EXERCISE DETAILS » In the entries below, count every line with the string "components". State the count and nothing else.

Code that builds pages
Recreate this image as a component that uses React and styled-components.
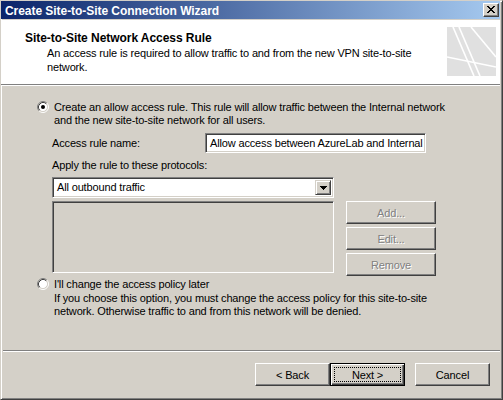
import React from "react";
import styled, { createGlobalStyle } from "styled-components";

const GlobalStyle = createGlobalStyle`
  html, body { margin: 0; padding: 0; background: #d4d0c8; }
  body { font-family: "Liberation Sans", Arial, sans-serif; }
`;

const FACE = "#d4d0c8";

const Window = styled.div`
  width: 503px;
  height: 400px;
  box-sizing: border-box;
  background: ${FACE};
  border: 1px solid;
  border-color: ${FACE} #404040 #404040 ${FACE};
  box-shadow: inset 1px 1px #fff, inset -1px -1px #808080;
  padding: 0 2px 0 0;
  display: flex;
  flex-direction: column;
  font-family: "Liberation Sans", Arial, sans-serif;
  font-size: 11px;
  letter-spacing: -0.15px;
  color: #000;
  overflow: hidden;
`;

const TitleBar = styled.div`
  height: 18px;
  flex: none;
  display: flex;
  align-items: center;
  justify-content: space-between;
  padding: 0 1px 0 4px;
  background: linear-gradient(to right, #0a246a, #a6caf0);
`;

const TitleText = styled.span`
  color: #fff;
  font-weight: bold;
  font-size: 12px;
  letter-spacing: -0.05px;
  padding-top: 2px;
  white-space: nowrap;
`;

const CloseButton = styled.div`
  width: 16px;
  height: 14px;
  box-sizing: border-box;
  background: ${FACE};
  border: 1px solid;
  border-color: #fff #404040 #404040 #fff;
  box-shadow: inset -1px -1px #808080;
  display: flex;
  align-items: center;
  justify-content: center;
  padding: 0 1px 1px 0;
`;

const Header = styled.div`
  flex: none;
  height: 64px;
  margin-top: 1px;
  background: #fff;
  display: flex;
  justify-content: space-between;
  align-items: flex-start;
`;

const HeaderText = styled.div`
  padding: 12px 0 0 24px;
  white-space: nowrap;
`;

const HeaderTitle = styled.div`
  font-weight: bold;
  font-size: 12px;
  letter-spacing: -0.05px;
  line-height: 13px;
`;

const HeaderSub = styled.div`
  padding-left: 22px;
  line-height: 14px;
  margin-top: 1px;
`;

const HeaderArt = styled.svg`
  margin: 7px 4px 0 0;
  flex: none;
`;

const Etched = styled.div`
  flex: none;
  height: 2px;
  box-sizing: border-box;
  border-top: 1px solid #808080;
  border-bottom: 1px solid #fff;
  margin-left: ${(p) => p.$indent || 0}px;
`;

const Body = styled.div`
  flex: 1;
  padding: 15px 0 0 36px;
  display: flex;
  flex-direction: column;
  align-items: flex-start;
`;

const RadioRow = styled.div`
  display: flex;
  align-items: flex-start;
  gap: 5px;
  margin-top: ${(p) => p.$top || 0}px;
  line-height: 13px;
  white-space: nowrap;
`;

const RadioIcon = styled.svg`
  flex: none;
`;

const Indent = styled.div`
  margin-left: 15px;
  display: flex;
  flex-direction: column;
  align-items: flex-start;
`;

const FieldRow = styled.div`
  display: flex;
  align-items: center;
  margin-top: 6px;
  height: 20px;
`;

const FieldLabel = styled.span`
  width: 153px;
  white-space: nowrap;
`;

const TextBox = styled.div`
  width: 221px;
  height: 20px;
  box-sizing: border-box;
  background: #fff;
  border: 1px solid;
  border-color: #808080 #fff #fff #808080;
  box-shadow: inset 1px 1px #404040, inset -1px -1px ${FACE};
  padding: 0 0 0 4px;
  line-height: 18px;
  white-space: nowrap;
  overflow: hidden;
`;

const PlainLabel = styled.div`
  margin-top: 6px;
  line-height: 13px;
  white-space: nowrap;
`;

const Combo = styled.div`
  margin-top: 5px;
  width: 282px;
  height: 21px;
  box-sizing: border-box;
  background: #fff;
  border: 1px solid;
  border-color: #808080 #fff #fff #808080;
  box-shadow: inset 1px 1px #404040, inset -1px -1px ${FACE};
  padding: 2px;
  display: flex;
  align-items: stretch;
`;

const ComboValue = styled.div`
  flex: 1;
  padding-left: 2px;
  line-height: 15px;
  white-space: nowrap;
`;

const ComboArrow = styled.div`
  width: 16px;
  box-sizing: border-box;
  background: ${FACE};
  border: 1px solid;
  border-color: ${FACE} #404040 #404040 ${FACE};
  box-shadow: inset 1px 1px #fff, inset -1px -1px #808080;
  display: flex;
  align-items: center;
  justify-content: center;
`;

const ListRow = styled.div`
  display: flex;
  gap: 12px;
  margin-top: 3px;
  align-items: flex-start;
`;

const ListBox = styled.div`
  width: 282px;
  height: 72px;
  box-sizing: border-box;
  background: ${FACE};
  border: 1px solid;
  border-color: #808080 #fff #fff #808080;
  box-shadow: inset 1px 1px #404040, inset -1px -1px ${FACE};
`;

const ButtonColumn = styled.div`
  display: flex;
  flex-direction: column;
  gap: 3px;
`;

const Button = styled.div`
  width: ${(p) => p.$w || 75}px;
  height: 23px;
  box-sizing: border-box;
  position: relative;
  background: ${FACE};
  border: 1px solid;
  border-color: ${(p) => (p.$default ? "#000" : "#fff #404040 #404040 #fff")};
  box-shadow: ${(p) =>
    p.$default
      ? "inset 1px 1px #fff, inset -1px -1px #404040, inset -2px -2px #808080"
      : `inset -1px -1px #808080, inset 1px 1px ${FACE}`};
  display: flex;
  align-items: center;
  justify-content: center;
  white-space: nowrap;
  color: ${(p) => (p.$disabled ? "#808080" : "#000")};
  text-shadow: ${(p) => (p.$disabled ? "1px 1px #fff" : "none")};
  margin-left: ${(p) => p.$ml || 0}px;
`;

const FocusRing = styled.span`
  position: absolute;
  inset: 3px;
  border: 1px dotted #000;
  pointer-events: none;
`;

const Description = styled.div`
  margin: 1px 0 0 17px;
  line-height: 13px;
  white-space: nowrap;
`;

const Footer = styled.div`
  flex: none;
  height: 49px;
  display: flex;
  flex-direction: column;
`;

const FooterButtons = styled.div`
  display: flex;
  justify-content: flex-end;
  padding: 11px 10px 0 0;
`;

function Radio({ checked }) {
  return (
    <RadioIcon width="12" height="12" viewBox="0 0 12 12">
      <circle cx="6" cy="6" r="4.5" fill="#fff" />
      <path d="M2.11 9.89 A5.5 5.5 0 0 1 9.89 2.11" fill="none" stroke="#808080" strokeWidth="1" />
      <path d="M9.89 2.11 A5.5 5.5 0 0 1 2.11 9.89" fill="none" stroke="#fff" strokeWidth="1" />
      <path d="M2.82 9.18 A4.5 4.5 0 0 1 9.18 2.82" fill="none" stroke="#404040" strokeWidth="1" />
      <path d="M9.18 2.82 A4.5 4.5 0 0 1 2.82 9.18" fill="none" stroke="#d4d0c8" strokeWidth="1" />
      {checked && <circle cx="6" cy="6" r="2" fill="#000" />}
    </RadioIcon>
  );
}

function CloseGlyph() {
  return (
    <svg width="8" height="7" viewBox="0 0 8 7" shapeRendering="crispEdges">
      <path
        d="M0 0h2v1h-2z M6 0h2v1h-2z M1 1h2v1h-2z M5 1h2v1h-2z M2 2h4v1h-4z M3 3h2v1h-2z M2 4h4v1h-4z M1 5h2v1h-2z M5 5h2v1h-2z M0 6h2v1h-2z M6 6h2v1h-2z"
        fill="#000"
      />
    </svg>
  );
}

function DropArrow() {
  return (
    <svg width="7" height="4" viewBox="0 0 7 4" shapeRendering="crispEdges">
      <path d="M0 0h7v1h-7z M1 1h5v1h-5z M2 2h3v1h-3z M3 3h1v1h-1z" fill="#000" />
    </svg>
  );
}

function WizardArt() {
  return (
    <HeaderArt width="49" height="49" viewBox="0 0 49 49">
      <rect width="49" height="49" fill="#e0e0e0" />
      <g stroke="#fff" strokeWidth="1.6" fill="none">
        <line x1="6" y1="0" x2="27" y2="49" />
        <line x1="12" y1="0" x2="33" y2="49" />
        <line x1="24" y1="0" x2="49" y2="30" />
        <line x1="0" y1="30" x2="49" y2="40" />
      </g>
    </HeaderArt>
  );
}

export default function App() {
  return (
    <>
      <GlobalStyle />
      <Window>
        <TitleBar>
          <TitleText>Create Site-to-Site Connection Wizard</TitleText>
          <CloseButton>
            <CloseGlyph />
          </CloseButton>
        </TitleBar>
        <Header>
          <HeaderText>
            <HeaderTitle>Site-to-Site Network Access Rule</HeaderTitle>
            <HeaderSub>
              An access rule is required to allow traffic to and from the new VPN site-to-site
              <br />
              network.
            </HeaderSub>
          </HeaderText>
          <WizardArt />
        </Header>
        <Etched />
        <Body>
          <RadioRow>
            <Radio checked />
            <span>
              Create an allow access rule. This rule will allow traffic between the Internal network
              <br />
              and the new site-to-site network for all users.
            </span>
          </RadioRow>
          <Indent>
            <FieldRow>
              <FieldLabel>Access rule name:</FieldLabel>
              <TextBox>Allow access between AzureLab and Internal</TextBox>
            </FieldRow>
            <PlainLabel>Apply the rule to these protocols:</PlainLabel>
            <Combo>
              <ComboValue>All outbound traffic</ComboValue>
              <ComboArrow>
                <DropArrow />
              </ComboArrow>
            </Combo>
            <ListRow>
              <ListBox />
              <ButtonColumn>
                <Button $w={90} $disabled>Add...</Button>
                <Button $w={90} $disabled>Edit...</Button>
                <Button $w={90} $disabled>Remove</Button>
              </ButtonColumn>
            </ListRow>
          </Indent>
          <RadioRow $top={2}>
            <Radio />
            <span>I'll change the access policy later</span>
          </RadioRow>
          <Description>
            If you choose this option, you must change the access policy for this site-to-site
            <br />
            network. Otherwise traffic to and from this network will be denied.
          </Description>
        </Body>
        <Footer>
          <Etched $indent={2} />
          <FooterButtons>
            <Button>&lt; Back</Button>
            <Button $default>
              Next &gt;
              <FocusRing />
            </Button>
            <Button $ml={10}>Cancel</Button>
          </FooterButtons>
        </Footer>
      </Window>
    </>
  );
}
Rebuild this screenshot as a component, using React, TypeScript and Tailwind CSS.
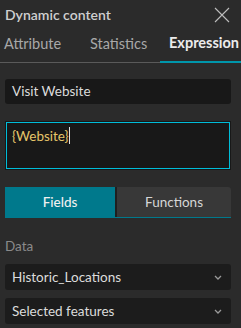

ANSWER IN FULL » 2